Parmi toutes les activités de la saison estivale, l'une des plus prisées est sans doute le retour des marchés publics où l'on peut s'approvisionner en produits alimentaires frais cueillis dans la région. Entre les produits disponibles à l'année dans les grandes surfaces et l'approvisionnement direct auprès des producteurs, les marchés en plein air et les kiosques maraîchers regagnent la faveur populaire.
Un peu d'histoire
À l'origine, le marché public érigé au coeur de la ville est une institution qui fait le commerce des produits d'élevage et de culture destinés à la consommation. Les marchés assurent l'approvisionnement des citadins et permettent aux cultivateurs d'écouler leurs produits. Dès le Régime français, presque toutes les villes d'importance ont une place publique où se déroulent les activités commerciales et sociales. Érigée en plein centre de la paroisse, souvent face à l'église et près des habitations, la place publique accueille une ou deux fois semaine les paysans venus de la campagne vendre leur stock d'élevage ou d'agriculture de même que certains produits de la chasse. Fruits et légumes en saison, gibier, volaille, œufs, foin et bois de chauffage se retrouvent sur les charrettes des cultivateurs qui servent d'étals. Dans les villes, les jours de marché, souvent les mardis et vendredis, apparaissent comme des périodes de grande activité commerciale très animées.
Au XVIIe et au XVIIIe siècle, en dehors des jours de marché, les places publiques sont aussi des lieux de rassemblement, de rencontres et d'échanges, sorte de trait d'union entre ville et campagne. Des manifestations diverses de la vie quotidienne et de la vie politique y ont cours, et des gens de toutes les classes sociales s'y côtoient. Nécessité oblige : tous ont besoin de se nourrir. Avec ou sans abris temporaires, ces marchés relèvent d'abord des autorités coloniales, puis municipales, qui sont chargées de réglementer les places de marché et de construire des infrastructures qui correspondent au développement du commerce. Des commis, appelés « clercs de marché » sont nommés pour administrer les marchés, percevoir le prix de location des étals, appliquer les normes d'hygiène - notamment pour la viande et les poissons - et voir à la pesée obligatoire des denrées.

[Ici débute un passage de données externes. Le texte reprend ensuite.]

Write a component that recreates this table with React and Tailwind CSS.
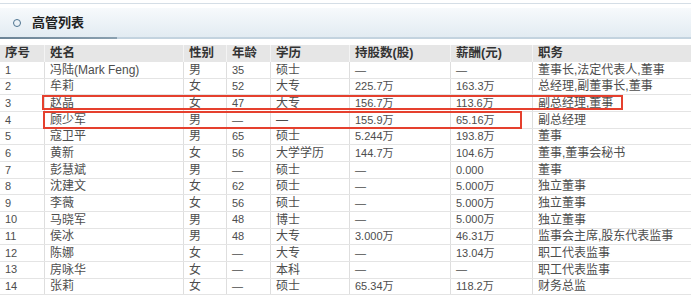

Pendant que les limites de la ville sont repoussées et que le commerce connaît un essor formidable, les marchés publics gagnent en importance et atteignent leur apogée au XIXe siècle. Les places de marché se transforment en halles : il est nécessaire de réglementer le commerce. Placés en dehors du centre-ville pour faciliter l'accès aux producteurs, les vastes édifices construits sont généralement de forme rectangulaire. À l'extérieur des halles, abritant des étals, se trouvent d'autres étals semi-couverts pour accueillir les commerçants. Les halles de marché permettent ainsi de prolonger la saison d'approvisionnement, notamment par les étals de bouchers à l'intérieur. « L'apparition des halles de marché dans le paysage urbain témoigne de la volonté des villes d'améliorer la qualité de la vie urbaine » (Bergeron, 1993: 12). Au cours de la seconde moitié du XIXe siècle, l'urbanisation se fait plus importante et la population des campagnes migre en grand nombre : on assiste à une expansion plus rapide des marchés. Dans les grandes villes comme Québec et Montréal, on trouve quatre ou cinq marchés pouvant desservir les habitants des divers quartiers. Plusieurs bruits, odeurs et images particularisent l'atmosphère intense de la vie des marchés. Le marchandage et la criée des produits évoquent des images caractéristiques de ces lieux publics.
Les marchés de producteurs deviennent des marchés de commerçants, de bouchers, d'épiciers. Ces petits commerces s'établissent en périphérie des grands centres et se regroupent selon un nouveau concept, celui des centres commerciaux. Peu après la Seconde Guerre mondiale, qui marque de grands changements socio-économiques, on délaisse peu à peu la place du marché au profit des petites épiceries et des chaînes d'alimentation qui se multiplient ici et là dans les quartiers des villes. Jusqu'à la fin des années 1950, les marchés publics disparaissent les uns après les autres, mais au cours des années 1980, on sent un nouvel engouement pour les marchés de type traditionnel. Même si les produits frais sont souvent accessibles dans les épiceries et les chaînes d'alimentation, « aller au marché » redevient une activité prisée par des consommateurs qui, parfois nostalgiques, retrouvent l'atmosphère des anciens marchés et surtout, le contact avec des producteurs qui vendent directement leurs produits. Cet engouement laisse beaucoup de place à différents modèles de halles d'alimentation inspirés de l'architecture traditionnelle des marchés publics et dont le succès repose à la fois sur l'emplacement et la concurrence.